Putin’s terror tactics

There’s been much talk, these past few weeks about Vladimir Putin being ready to escalate the war in Ukraine by use of chemical or even nuclear weapons. It is important to remember a couple of things here when discussing potential nuclear assault.

  • First, we appear most likely to be talking about the use of tactical nuclear weapons. Whilst this would be an incredible atrocity and unthinkable escalation, it would not be on the same scale as Strategic nuclear strike on somewhere like London or Paris.
  • Second, that the very fact that we are talking in terms of tactical nuclear weapons rather than strategic nuclear attacks constrains Putin in two ways. First, because the calculations are difficult for him.  He must determine whether or not he intends to do actual military damage or create further levels of fear in order to intimidate.  He must balance these things out with the impact of any nuclear fall out on territories and peoples he now claims his own. There’s no point boasting that you’ve added to Russia’s grain harvest before making the harvest inedible.
  • The other constraint is that tactical nuclear weapons have to be deployed into a position where they can be used and that will be observed by Western powers enabling them and Ukraine to prepare both for any potential strike and for how to respond -as well as considering potential preventative action.

In terms of response, I believe that NATO powers will prefer preventive to reactive measures. They will want to find ways to stop Putin from using nuclear weapons in the field of battle. The starting point here will be to ensure that the Generals around Putin know exactly and in no uncertain terms what the cost of any attempted strike would be to them.  The idea is that even if they cannot dissuade Putin from a course of action that they will themselves think twice before following through on his commands.  Alongside this, increased efforts will be made to get Russia’s allies involved in dissuading the Kremlin from any course of action. China may be happy for Putin to be a nuisance but they don’t want an erratic neighbour to get into the habit of letting off nukes in their backyard. This is both because they don’t want trouble from Russia and because they don’t want North Korea getting any ideas.

The next level of response will be to consider pre-emptive military action.  This would potentially include air and cruise missile strikes against Russian logistics to prevent the mobilisation of and use of the weapons.  If possible, though I suspect that America would prefer to draw Russia close enough to be able to provide the intelligence to enable Ukraine to respond rather than being drawn in directly at this stage. 

If a Russian strike does get through -and given the state of her conventional forces, that really is a big if -then American has already threatened a significant response.
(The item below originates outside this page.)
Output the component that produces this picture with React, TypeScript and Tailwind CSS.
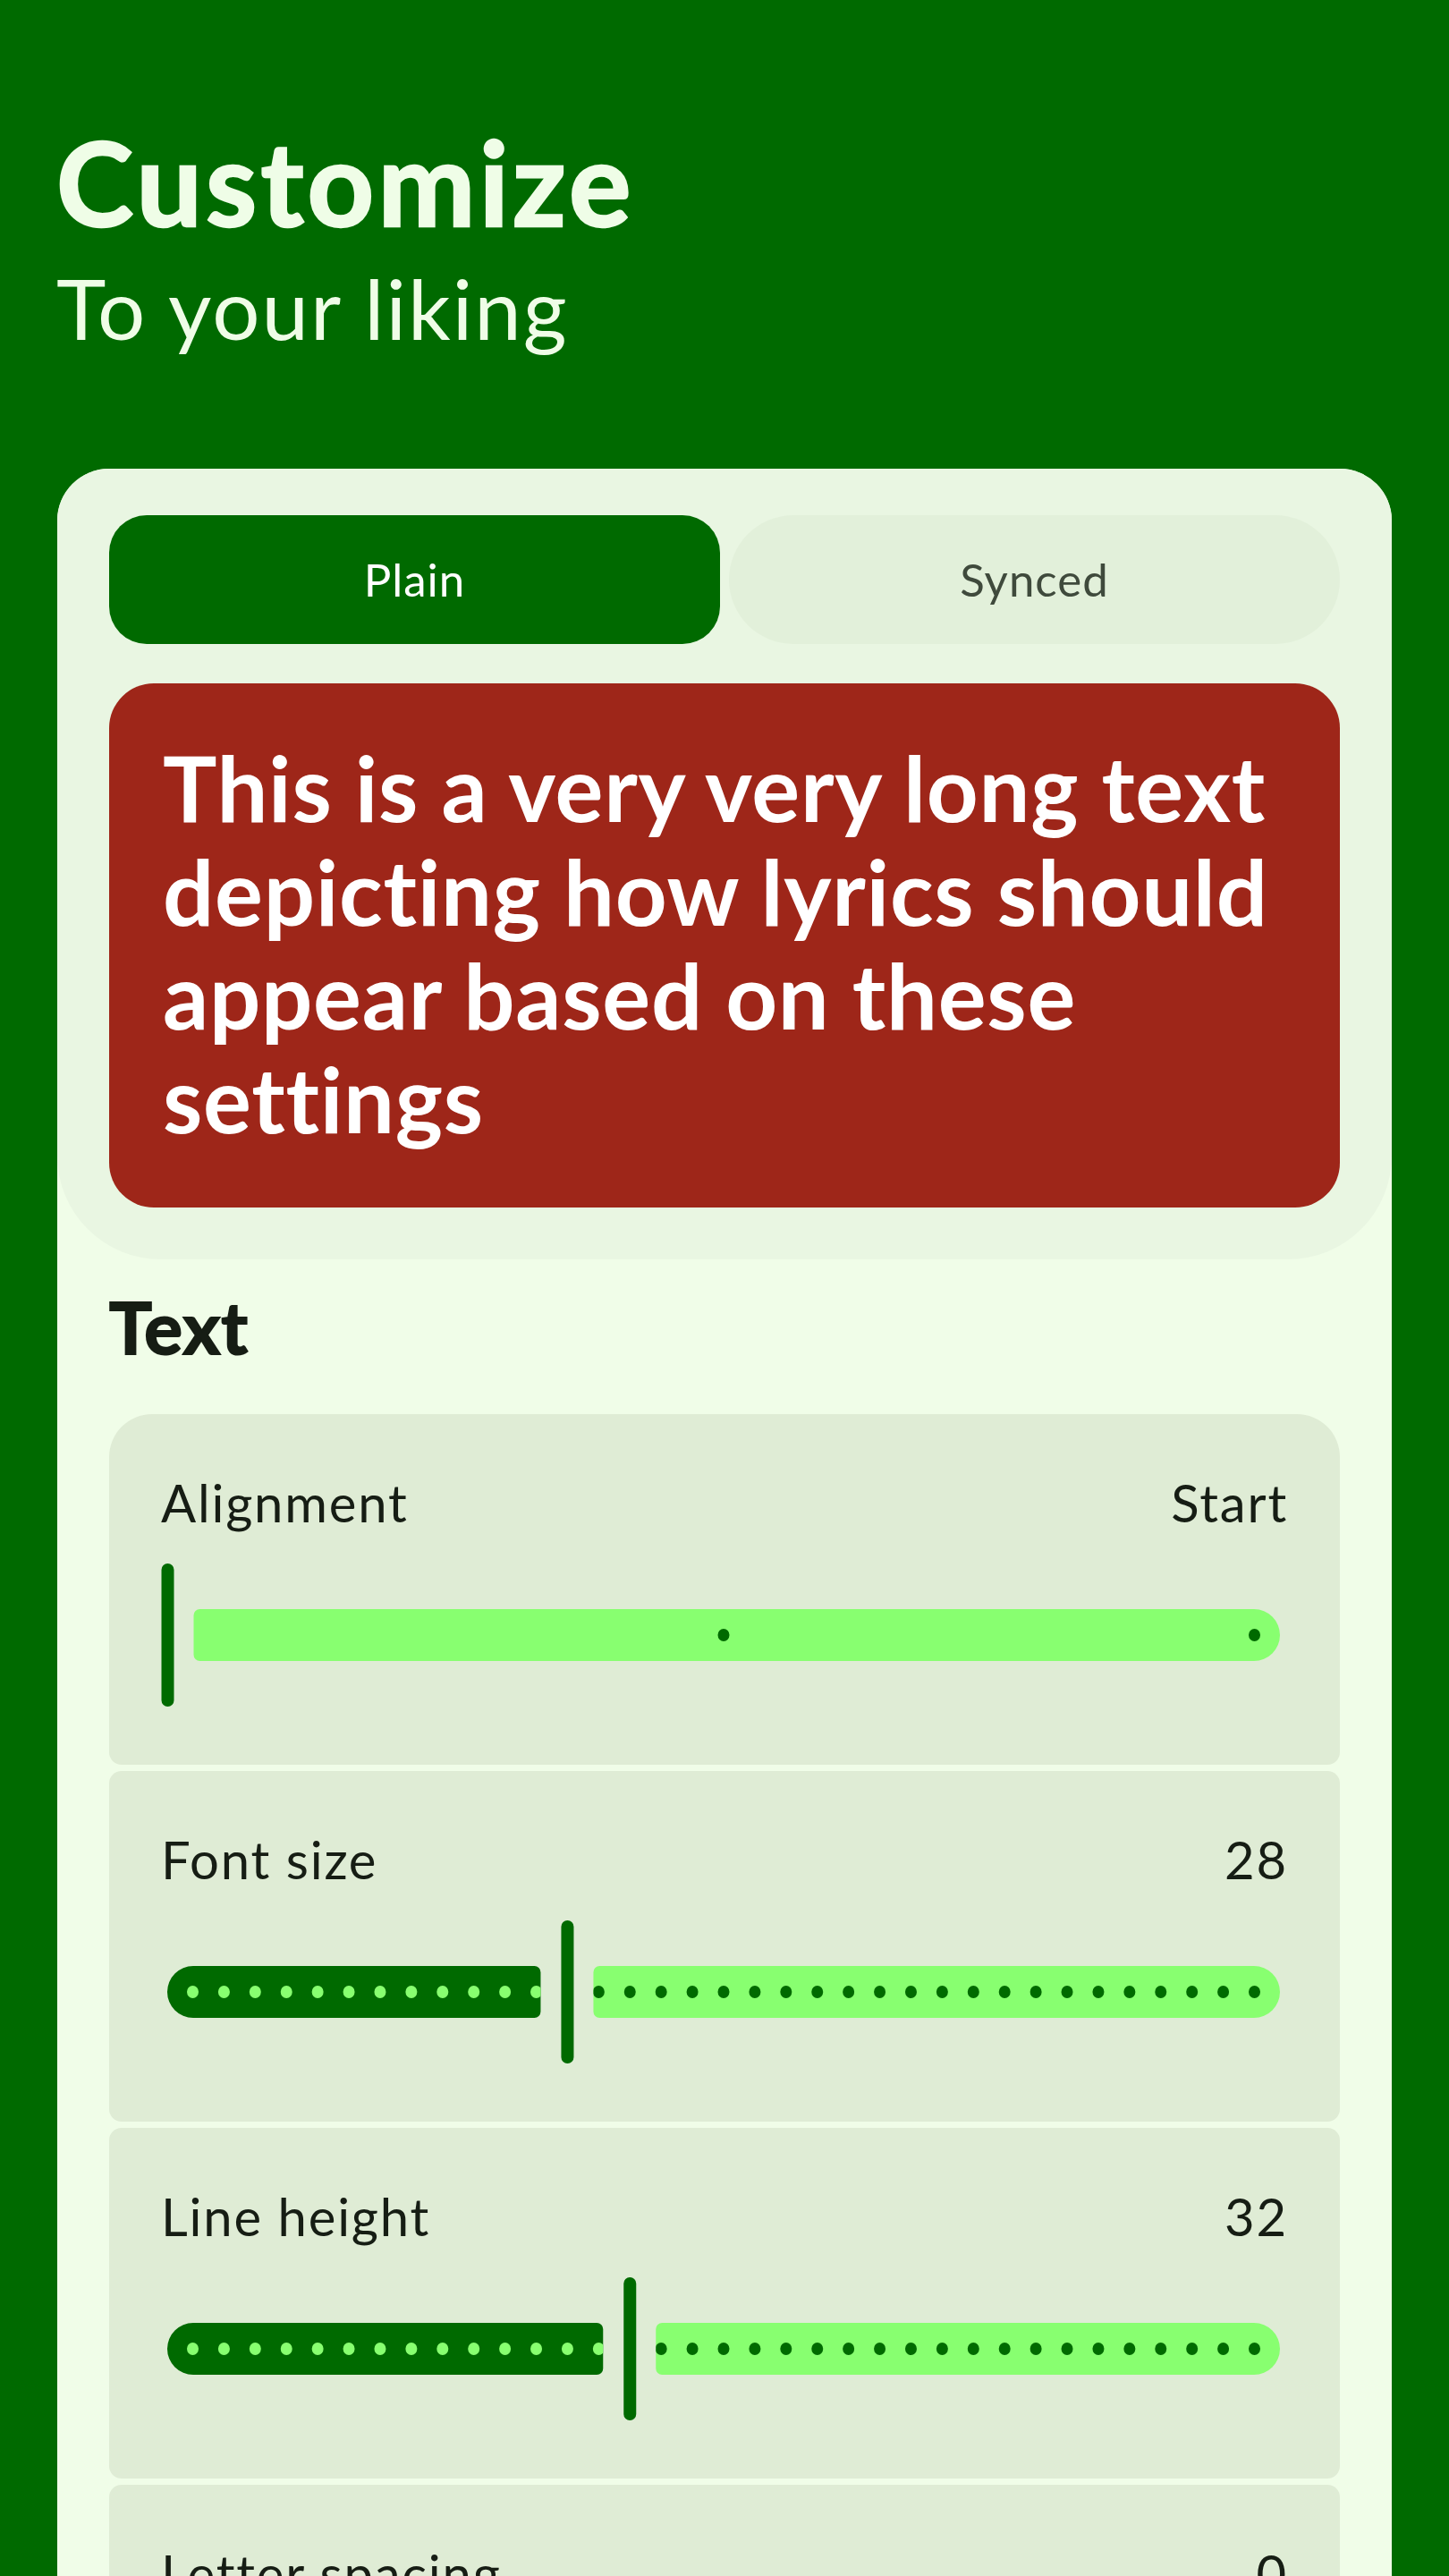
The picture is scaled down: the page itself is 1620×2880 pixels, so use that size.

Some defence experts believe that this could include a military response.  I’m still not convinced about this.  I think that the only way that the West would want to get involved at that kind of military level is if there is 100% certainty that Russia would not escalate further with nuclear strikes on NATO countries.

There are a few possible ways in which this certainty could be achieved.

  1. If there are strong indicators from within Russia that Putin would not be able to get his generals to comply with such an order. Indeed, if that intelligence is coming through, then NATO may even detect a window of opportunity to give Putin’s opponents the pretext to move against him. 
  2. If intelligence suggests -as many are beginning to suspect -that Putin’s nuclear arsenal is likely to be as about as unusable and ineffective as his conventional forces then NATO command may determine that a response is possible without too much risk to the West. Again, this may create the opportunity to finish Putin.
  3. If NATO is confident that they are capable of launching a response with such overwhelming force and surgical precision that they could decapitate Putin’s regime and render it impossible for him to fight back. Such a response would probably involve a mixture of a cyber attack plunging Moscow into isolated darkness and surgical strikes on nuclear launch facilities.

Modern warfare capabilities make the last option a little more in reach than would have been the case back during the Cold War. However, you have to be absolutely certain that you’ve got everything. Whilst the West might be confident of neutralising Russia’s land based nuclear arsenal, the presence of SSBNs (Submarine based nuclear capability) means we can never be truly certain of that.

Out of the three scenarios, I think the first is the most possible. However, we cannot be sure of that. The good news is that I don’t think Putin can be sure of it either and so that combined with the other constraints above reduce the risk of Russia going nuclear in Ukraine.

What I do think we are likely to see is Russia making use of planned nuclear drills and ratcheted up rhetoric.  Putin is in effect a global terrorist. He relies on spreading fear and uncertainty in order to achieve his aims because he does not have the conventional state based methods to succeed.  Putin’s military are a pretty unconvincing conventional war machine so it turns out but they are still a very effective terror outfit.

Now, you will notice that the Kremlin are always careful about how actual government officials themselves talk as opposed to “friends of the Kremlin”. They never get caught talking directly about nuclear attack themselves. The strategy is to get us talking about it. We end up building up our own fear.

Newspaper editors will do well to remember this before allowing some of the articles they’ve been producing out into print. They risk doing Putin’s dirty work for him.